▶ _Task_: Reply with one number: the count of lines in the listing that contain the string "screenshot".

[Entries with page source code]
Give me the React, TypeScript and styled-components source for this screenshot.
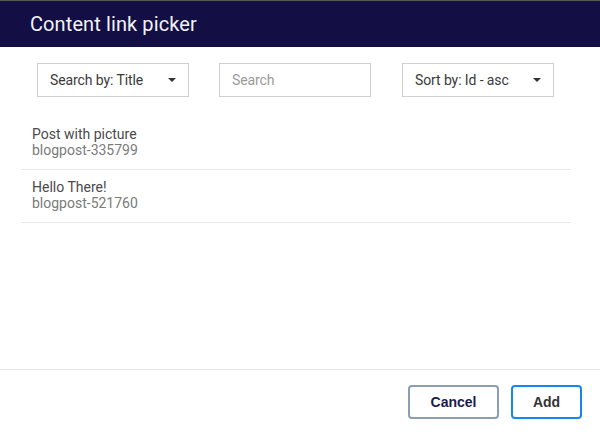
import React from "react";
import styled, { createGlobalStyle } from "styled-components";

const Global = createGlobalStyle`
  html, body { margin: 0; padding: 0; background: #fff; }
  body { font-family: Roboto, "Liberation Sans", Arial, sans-serif; }
  * { box-sizing: border-box; }
`;

const Dialog = styled.div`
  width: 600px;
  height: 434px;
  display: flex;
  flex-direction: column;
  background: #fff;
`;

const Header = styled.header`
  height: 47px;
  border-top: 1px solid #5a5a5a;
  background: #130f45;
  display: flex;
  align-items: center;
  padding-left: 30px;
`;

const Title = styled.h1`
  margin: 0;
  font-size: 20px;
  font-weight: 400;
  color: #f2f2f7;
  letter-spacing: 0.1px;
`;

const Body = styled.div`
  flex: 1;
  display: flex;
  flex-direction: column;
`;

const Toolbar = styled.div`
  display: grid;
  grid-template-columns: 152px 152px 152px;
  column-gap: 30px;
  padding: 16px 0 0 37px;
`;

const Control = styled.div<{ $placeholder?: boolean; $shift?: boolean }>`
  width: 152px;
  height: 34px;
  border: 1px solid #cfcfcf;
  display: flex;
  align-items: center;
  justify-content: space-between;
  padding: 0 11px 0 12px;
  margin-left: ${(p) => (p.$shift ? "1px" : "0")};
  font-size: 14px;
  letter-spacing: -0.1px;
  color: ${(p) => (p.$placeholder ? "#9a9a9a" : "#3a3a3a")};
  background: #fff;
`;

const Caret = styled.span`
  width: 0;
  height: 0;
  border-left: 4px solid transparent;
  border-right: 4px solid transparent;
  border-top: 4px solid #333;
  margin-right: 1px;
`;

const List = styled.ul`
  list-style: none;
  margin: 20px 30px 0 22px;
  padding: 0;
`;

const Row = styled.li`
  padding: 9px 10px 11px;
  border-bottom: 1px solid #e6e6e6;
  display: flex;
  flex-direction: column;
`;

const RowTitle = styled.span`
  font-size: 14px;
  line-height: 16px;
  color: #4a4a4a;
`;

const RowId = styled.span`
  font-size: 14px;
  line-height: 16px;
  color: #7b7b7b;
`;

const Footer = styled.footer`
  height: 65px;
  border-top: 1px solid #e3e3e3;
  display: flex;
  justify-content: flex-end;
  align-items: flex-start;
  gap: 12px;
  padding: 15px 18px 0 0;
`;

const Button = styled.button<{ $primary?: boolean }>`
  height: 34px;
  padding: 0;
  width: ${(p) => (p.$primary ? "71px" : "91px")};
  border-radius: 4px;
  border: 2px solid ${(p) => (p.$primary ? "#1787f0" : "#8c9db6")};
  background: #fff;
  font-family: "Liberation Sans", Arial, sans-serif;
  font-weight: 700;
  font-size: 14px;
  color: ${(p) => (p.$primary ? "#333333" : "#1d1b4b")};
`;

const items = [
  { title: "Post with picture", id: "blogpost-335799" },
  { title: "Hello There!", id: "blogpost-521760" },
];

export default function App() {
  return (
    <>
      <Global />
      <Dialog>
        <Header>
          <Title>Content link picker</Title>
        </Header>
        <Body>
          <Toolbar>
            <Control>
              Search by: Title <Caret />
            </Control>
            <Control $placeholder>Search</Control>
            <Control $shift>
              Sort by: Id - asc <Caret />
            </Control>
          </Toolbar>
          <List>
            {items.map((it) => (
              <Row key={it.id}>
                <RowTitle>{it.title}</RowTitle>
                <RowId>{it.id}</RowId>
              </Row>
            ))}
          </List>
        </Body>
        <Footer>
          <Button>Cancel</Button>
          <Button $primary>Add</Button>
        </Footer>
      </Dialog>
    </>
  );
}
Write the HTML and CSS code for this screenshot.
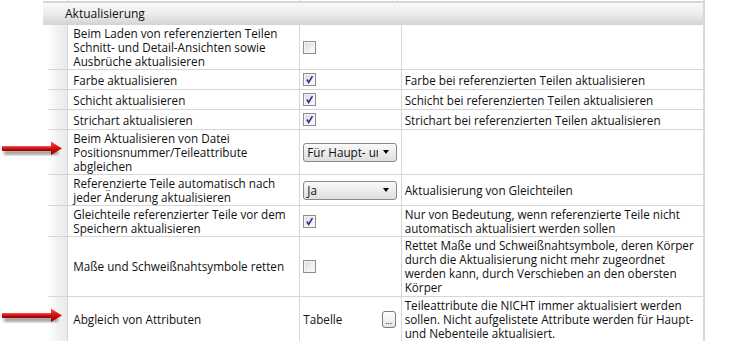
FILE: index.html
```html
<!DOCTYPE html>
<html lang="de">
<head>
    <meta charset="UTF-8">
    <title>Aktualisierung</title>
    <link rel="stylesheet" href="styles.css">
</head>
<body>
    <div class="sheet">
        <table class="grid top-stub">
            <tr>
                <td class="mark"></td><td class="gutter"></td><td class="c1"></td><td class="c2"></td><td class="c3"></td>
            </tr>
        </table>
        <div class="section-head">Aktualisierung</div>
        <table class="grid">
            <tr>
                <td class="mark"></td>
                <td class="gutter"></td>
                <td class="c1">Beim Laden von referenzierten Teilen Schnitt- und Detail-Ansichten sowie Ausbrüche aktualisieren</td>
                <td class="c2"><span class="check"></span></td>
                <td class="c3"></td>
            </tr>
            <tr>
                <td class="mark"></td>
                <td class="gutter"></td>
                <td class="c1">Farbe aktualisieren</td>
                <td class="c2"><span class="check checked"><svg viewBox="0 0 13 13"><path d="M3.5 6.5 L5.5 10 L10 2.5" /></svg></span></td>
                <td class="c3">Farbe bei referenzierten Teilen aktualisieren</td>
            </tr>
            <tr>
                <td class="mark"></td>
                <td class="gutter"></td>
                <td class="c1">Schicht aktualisieren</td>
                <td class="c2"><span class="check checked"><svg viewBox="0 0 13 13"><path d="M3.5 6.5 L5.5 10 L10 2.5" /></svg></span></td>
                <td class="c3">Schicht bei referenzierten Teilen aktualisieren</td>
            </tr>
            <tr>
                <td class="mark"></td>
                <td class="gutter"></td>
                <td class="c1">Strichart aktualisieren</td>
                <td class="c2"><span class="check checked"><svg viewBox="0 0 13 13"><path d="M3.5 6.5 L5.5 10 L10 2.5" /></svg></span></td>
                <td class="c3">Strichart bei referenzierten Teilen aktualisieren</td>
            </tr>
            <tr>
                <td class="mark">
                    <svg class="arrow" viewBox="0 0 66 22">
                        <defs>
                            <linearGradient id="red1" x1="0" y1="0" x2="0" y2="1">
                                <stop offset="0" stop-color="#f25a5a"/>
                                <stop offset="0.45" stop-color="#d81010"/>
                                <stop offset="1" stop-color="#8a0000"/>
                            </linearGradient>
                            <filter id="blur1"><feGaussianBlur stdDeviation="1.6"/></filter>
                        </defs>
                        <rect x="4" y="9" width="54" height="5" fill="#555" opacity="0.55" filter="url(#blur1)"/>
                        <rect x="2" y="5" width="52" height="5" fill="url(#red1)"/>
                        <polygon points="51,0.5 62,7.5 51,14" fill="url(#red1)"/>
                    </svg>
                </td>
                <td class="gutter"></td>
                <td class="c1">Beim Aktualisieren von Datei Positionsnummer/Teileattribute abgleichen</td>
                <td class="c2">
                    <div class="combo"><span class="combo-text">Für Haupt- und Nebenteile</span><span class="combo-arrow"></span></div>
                </td>
                <td class="c3"></td>
            </tr>
            <tr>
                <td class="mark"></td>
                <td class="gutter"></td>
                <td class="c1">Referenzierte Teile automatisch nach jeder Änderung aktualisieren</td>
                <td class="c2">
                    <div class="combo"><span class="combo-text">Ja</span><span class="combo-arrow"></span></div>
                </td>
                <td class="c3">Aktualisierung von Gleichteilen</td>
            </tr>
            <tr>
                <td class="mark"></td>
                <td class="gutter"></td>
                <td class="c1">Gleichteile referenzierter Teile vor dem Speichern aktualisieren</td>
                <td class="c2"><span class="check checked"><svg viewBox="0 0 13 13"><path d="M3.5 6.5 L5.5 10 L10 2.5" /></svg></span></td>
                <td class="c3">Nur von Bedeutung, wenn referenzierte Teile nicht automatisch aktualisiert werden sollen</td>
            </tr>
            <tr class="tall">
                <td class="mark"></td>
                <td class="gutter"></td>
                <td class="c1">Maße und Schweißnahtsymbole retten</td>
                <td class="c2"><span class="check"></span></td>
                <td class="c3">Rettet Maße und Schweißnahtsymbole, deren Körper durch die Aktualisierung nicht mehr zugeordnet werden kann, durch Verschieben an den obersten Körper</td>
            </tr>
            <tr>
                <td class="mark">
                    <svg class="arrow" viewBox="0 0 66 22">
                        <defs>
                            <linearGradient id="red2" x1="0" y1="0" x2="0" y2="1">
                                <stop offset="0" stop-color="#f25a5a"/>
                                <stop offset="0.45" stop-color="#d81010"/>
                                <stop offset="1" stop-color="#8a0000"/>
                            </linearGradient>
                            <filter id="blur2"><feGaussianBlur stdDeviation="1.6"/></filter>
                        </defs>
                        <rect x="4" y="9" width="54" height="5" fill="#555" opacity="0.55" filter="url(#blur2)"/>
                        <rect x="2" y="5" width="52" height="5" fill="url(#red2)"/>
                        <polygon points="51,0.5 62,7.5 51,14" fill="url(#red2)"/>
                    </svg>
                </td>
                <td class="gutter"></td>
                <td class="c1">Abgleich von Attributen</td>
                <td class="c2">
                    <div class="table-cell"><span>Tabelle</span><span class="dots">...</span></div>
                </td>
                <td class="c3">Teileattribute die NICHT immer aktualisiert werden sollen. Nicht aufgelistete Attribute werden für Haupt- und Nebenteile aktualisiert.</td>
            </tr>
        </table>
    </div>
</body>
</html>
```

FILE: styles.css
```css
body {
    margin: 0;
    font-family: "Open Sans", "Noto Sans", sans-serif;
    font-size: 11.7px;
    line-height: 14px;
    color: #111;
    background: #fff;
}
.sheet {
    width: 705px;
}
.grid {
    border-collapse: collapse;
    table-layout: fixed;
    width: 705px;
}
.grid td {
    padding: 1px 4px;
    height: 17px;
    vertical-align: middle;
    border: 1px solid #d6d6d6;
    border-top: none;
    overflow: hidden;
}
.grid td.mark {
    width: 48px;
    padding: 0;
    border: none;
    overflow: visible;
}
.grid td.gutter {
    width: 19px;
    padding: 0;
    border-left: none;
    background: linear-gradient(to right, #fff 0, #f4f4f4 40%, #e9e9e9 100%);
}
.grid td.c1 {
    width: 221px;
    padding-left: 5px;
}
.grid td.c2 {
    width: 93px;
    padding-left: 3px;
}
.grid td.c3 {
    width: 295px;
    padding-left: 3px;
    padding-right: 2px;
    border-right: 2px solid #d8d8d8;
}
.grid tr.tall td {
    padding-bottom: 2px;
}
.top-stub td {
    height: 1px;
    padding: 0;
    border-bottom: none;
}
.top-stub td.gutter {
    background: none;
}
.section-head {
    margin-left: 43px;
    height: 22px;
    line-height: 21px;
    padding-left: 22px;
    border-top: 2px solid #d6d6d6;
    border-right: 2px solid #d8d8d8;
    background: linear-gradient(to bottom, #f9f9f9 0, #ececec 50%, #d3d3d3 100%);
    font-size: 12px;
}
.check {
    display: block;
    width: 11px;
    height: 11px;
    border: 1px solid #8e8e8e;
    box-shadow: inset 0 0 0 1px #f4f4f4;
    background: linear-gradient(135deg, #d5d8e0 0, #eef0f4 60%, #fff 100%);
}
.check svg {
    display: block;
    width: 11px;
    height: 11px;
}
.check svg path {
    fill: none;
    stroke: #2d2f86;
    stroke-width: 1.8;
}
.combo {
    display: flex;
    align-items: center;
    width: 92px;
    height: 17px;
    border: 1px solid #8a8a8a;
    border-radius: 3px;
    background: linear-gradient(to bottom, #fafafa 0, #ececec 50%, #dedede 100%);
}
.combo-text {
    flex: 1;
    height: 17px;
    line-height: 17px;
    overflow: hidden;
    white-space: nowrap;
    padding-left: 3px;
    margin-right: 5px;
}
.combo-arrow {
    width: 0;
    height: 0;
    margin-right: 7px;
    border-left: 3.5px solid transparent;
    border-right: 3.5px solid transparent;
    border-top: 4px solid #000;
}
.table-cell {
    display: flex;
    align-items: center;
    justify-content: space-between;
}
.dots {
    width: 12px;
    height: 15px;
    margin-right: 1px;
    border: 1px solid #7a7a7a;
    border-radius: 3px;
    background: linear-gradient(to bottom, #fff 0, #e4e4e4 100%);
    font-size: 9px;
    line-height: 17px;
    text-align: center;
}
/* arrow sticks out over the gutter column */
.arrow {
    position: relative;
    z-index: 1;
    display: block;
    width: 66px;
    height: 22px;
}
```
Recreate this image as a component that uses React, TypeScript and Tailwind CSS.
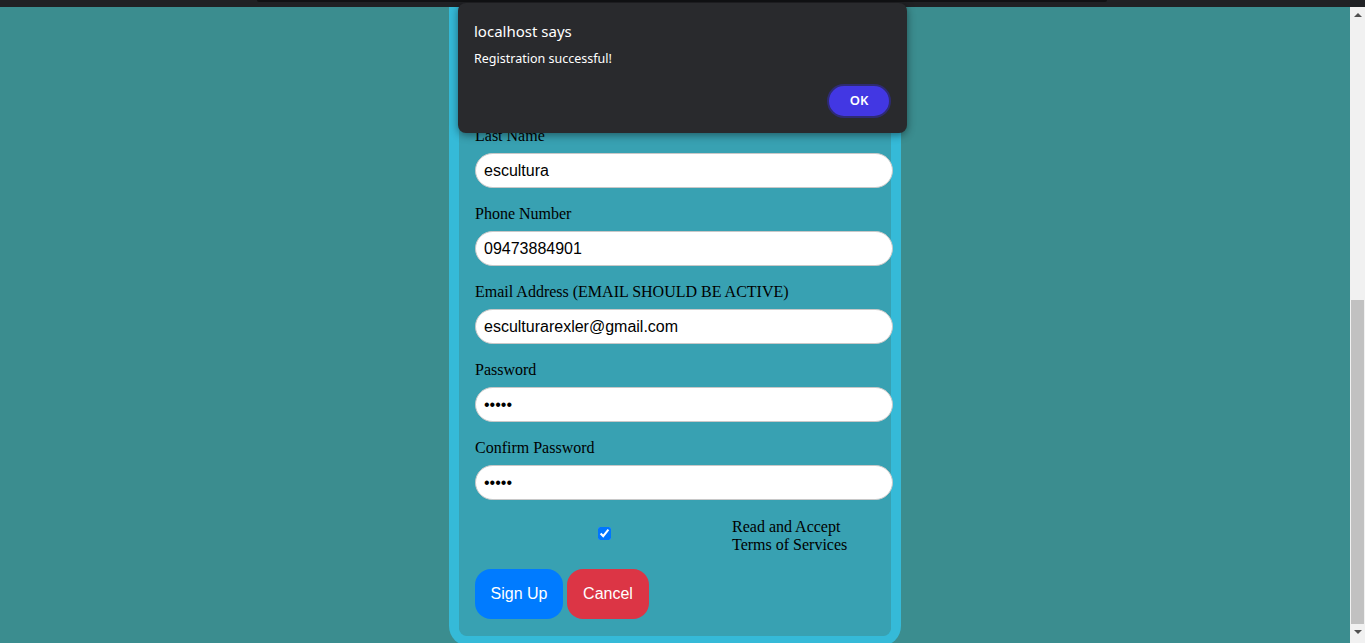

▶ _Final result_: 2